**OBJECTIVE**.
Leave out the pictures and repeat the data exactly.

---- RAW DATA

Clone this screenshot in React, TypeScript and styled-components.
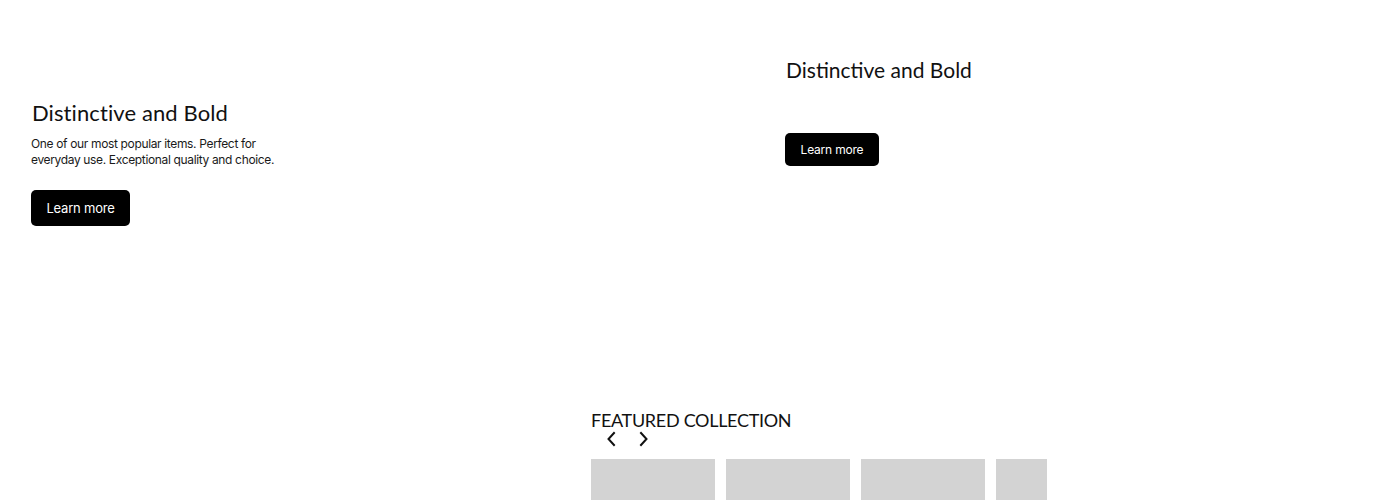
import React from "react";
import styled, { createGlobalStyle } from "styled-components";

const Global = createGlobalStyle`
  html, body { margin: 0; padding: 0; background: #fff; }
  body { font-family: "Inter", "Liberation Sans", sans-serif; color: #111; overflow: hidden; }
  * { box-sizing: border-box; }
`;

const Page = styled.div`
  width: 1400px;
  height: 500px;
  overflow: hidden;
`;

const Hero = styled.section`
  display: grid;
  grid-template-columns: 754px 1fr;
  height: 380px;
`;

const Slide = styled.div<{ $top: number; $gap: number }>`
  display: flex;
  flex-direction: column;
  align-items: flex-start;
  padding: ${(p) => p.$top}px 0 0 31px;
  gap: ${(p) => p.$gap}px;
`;

const Heading = styled.h2<{ $size: number; $ls: number }>`
  margin: 0;
  font-family: "Lato", sans-serif;
  font-weight: 400;
  font-size: ${(p) => p.$size}px;
  letter-spacing: ${(p) => p.$ls}px;
  line-height: 1.2;
  color: #111;
  padding-left: 1px;
`;

const Body = styled.p`
  margin: 10px 0 0;
  font-family: "Inter", sans-serif;
  font-size: 12px;
  line-height: 15.5px;
  letter-spacing: -0.35px;
  color: #1a1a1a;
  width: 250px;
`;

const Button = styled.button<{ $w: number; $h: number; $fs: number; $mt?: number }>`
  width: ${(p) => p.$w}px;
  height: ${(p) => p.$h}px;
  margin-top: ${(p) => p.$mt ?? 0}px;
  background: #000;
  color: #fff;
  border: none;
  border-radius: 5px;
  font-family: "Inter", sans-serif;
  font-size: ${(p) => p.$fs}px;
  letter-spacing: -0.2px;
  cursor: pointer;
  padding: 0;
`;

const Featured = styled.section`
  display: flex;
  flex-direction: column;
  padding: 29px 0 0 591px;
`;

const FeaturedTitle = styled.h3`
  margin: 0;
  font-family: "Lato", sans-serif;
  font-weight: 400;
  font-size: 18px;
  line-height: 22px;
  letter-spacing: -0.3px;
  color: #111;
`;

const Arrows = styled.div`
  display: flex;
  gap: 17px;
  padding-left: 12px;
  height: 16px;
  align-items: center;
`;

const Arrow = styled.button`
  width: 16px;
  height: 16px;
  padding: 0;
  border: none;
  background: none;
  display: flex;
  align-items: center;
  justify-content: center;
  cursor: pointer;
`;

const Track = styled.div`
  display: flex;
  gap: 11px;
  width: 456px;
  overflow: hidden;
  margin-top: 12px;
`;

const Card = styled.div`
  flex: 0 0 124px;
  height: 140px;
  background: #d3d3d3;
`;

const Chevron = ({ dir }: { dir: "left" | "right" }) => (
  <svg width="10" height="16" viewBox="0 0 10 16" fill="none">
    <path
      d={dir === "left" ? "M8 2 L2.5 8 L8 14" : "M2 2 L7.5 8 L2 14"}
      stroke="#111"
      strokeWidth="2"
      strokeLinecap="square"
    />
  </svg>
);

export default function App() {
  return (
    <Page>
      <Global />
      <Hero>
        <Slide $top={100} $gap={0}>
          <Heading $size={22} $ls={0.1}>Distinctive and Bold</Heading>
          <Body>
            One of our most popular items. Perfect for everyday use. Exceptional quality and choice.
          </Body>
          <Button $w={99} $h={36} $fs={13} $mt={23}>
            Learn more
          </Button>
        </Slide>
        <Slide $top={57} $gap={51}>
          <Heading $size={21} $ls={0}>Distinctive and Bold</Heading>
          <Button $w={94} $h={33} $fs={12}>Learn more</Button>
        </Slide>
      </Hero>
      <Featured>
        <FeaturedTitle>FEATURED COLLECTION</FeaturedTitle>
        <Arrows>
          <Arrow aria-label="Previous"><Chevron dir="left" /></Arrow>
          <Arrow aria-label="Next"><Chevron dir="right" /></Arrow>
        </Arrows>
        <Track>
          <Card />
          <Card />
          <Card />
          <Card />
        </Track>
      </Featured>
    </Page>
  );
}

--------

**COMPLETE ANSWER**.
Clone this screenshot in React, TypeScript and styled-components.
import React from "react";
import styled, { createGlobalStyle } from "styled-components";

const Global = createGlobalStyle`
  html, body { margin: 0; padding: 0; background: #fff; }
  body { font-family: "Inter", "Liberation Sans", sans-serif; color: #111; overflow: hidden; }
  * { box-sizing: border-box; }
`;

const Page = styled.div`
  width: 1400px;
  height: 500px;
  overflow: hidden;
`;

const Hero = styled.section`
  display: grid;
  grid-template-columns: 754px 1fr;
  height: 380px;
`;

const Slide = styled.div<{ $top: number; $gap: number }>`
  display: flex;
  flex-direction: column;
  align-items: flex-start;
  padding: ${(p) => p.$top}px 0 0 31px;
  gap: ${(p) => p.$gap}px;
`;

const Heading = styled.h2<{ $size: number; $ls: number }>`
  margin: 0;
  font-family: "Lato", sans-serif;
  font-weight: 400;
  font-size: ${(p) => p.$size}px;
  letter-spacing: ${(p) => p.$ls}px;
  line-height: 1.2;
  color: #111;
  padding-left: 1px;
`;

const Body = styled.p`
  margin: 10px 0 0;
  font-family: "Inter", sans-serif;
  font-size: 12px;
  line-height: 15.5px;
  letter-spacing: -0.35px;
  color: #1a1a1a;
  width: 250px;
`;

const Button = styled.button<{ $w: number; $h: number; $fs: number; $mt?: number }>`
  width: ${(p) => p.$w}px;
  height: ${(p) => p.$h}px;
  margin-top: ${(p) => p.$mt ?? 0}px;
  background: #000;
  color: #fff;
  border: none;
  border-radius: 5px;
  font-family: "Inter", sans-serif;
  font-size: ${(p) => p.$fs}px;
  letter-spacing: -0.2px;
  cursor: pointer;
  padding: 0;
`;

const Featured = styled.section`
  display: flex;
  flex-direction: column;
  padding: 29px 0 0 591px;
`;

const FeaturedTitle = styled.h3`
  margin: 0;
  font-family: "Lato", sans-serif;
  font-weight: 400;
  font-size: 18px;
  line-height: 22px;
  letter-spacing: -0.3px;
  color: #111;
`;

const Arrows = styled.div`
  display: flex;
  gap: 17px;
  padding-left: 12px;
  height: 16px;
  align-items: center;
`;

const Arrow = styled.button`
  width: 16px;
  height: 16px;
  padding: 0;
  border: none;
  background: none;
  display: flex;
  align-items: center;
  justify-content: center;
  cursor: pointer;
`;

const Track = styled.div`
  display: flex;
  gap: 11px;
  width: 456px;
  overflow: hidden;
  margin-top: 12px;
`;

const Card = styled.div`
  flex: 0 0 124px;
  height: 140px;
  background: #d3d3d3;
`;

const Chevron = ({ dir }: { dir: "left" | "right" }) => (
  <svg width="10" height="16" viewBox="0 0 10 16" fill="none">
    <path
      d={dir === "left" ? "M8 2 L2.5 8 L8 14" : "M2 2 L7.5 8 L2 14"}
      stroke="#111"
      strokeWidth="2"
      strokeLinecap="square"
    />
  </svg>
);

export default function App() {
  return (
    <Page>
      <Global />
      <Hero>
        <Slide $top={100} $gap={0}>
          <Heading $size={22} $ls={0.1}>Distinctive and Bold</Heading>
          <Body>
            One of our most popular items. Perfect for everyday use. Exceptional quality and choice.
          </Body>
          <Button $w={99} $h={36} $fs={13} $mt={23}>
            Learn more
          </Button>
        </Slide>
        <Slide $top={57} $gap={51}>
          <Heading $size={21} $ls={0}>Distinctive and Bold</Heading>
          <Button $w={94} $h={33} $fs={12}>Learn more</Button>
        </Slide>
      </Hero>
      <Featured>
        <FeaturedTitle>FEATURED COLLECTION</FeaturedTitle>
        <Arrows>
          <Arrow aria-label="Previous"><Chevron dir="left" /></Arrow>
          <Arrow aria-label="Next"><Chevron dir="right" /></Arrow>
        </Arrows>
        <Track>
          <Card />
          <Card />
          <Card />
          <Card />
        </Track>
      </Featured>
    </Page>
  );
}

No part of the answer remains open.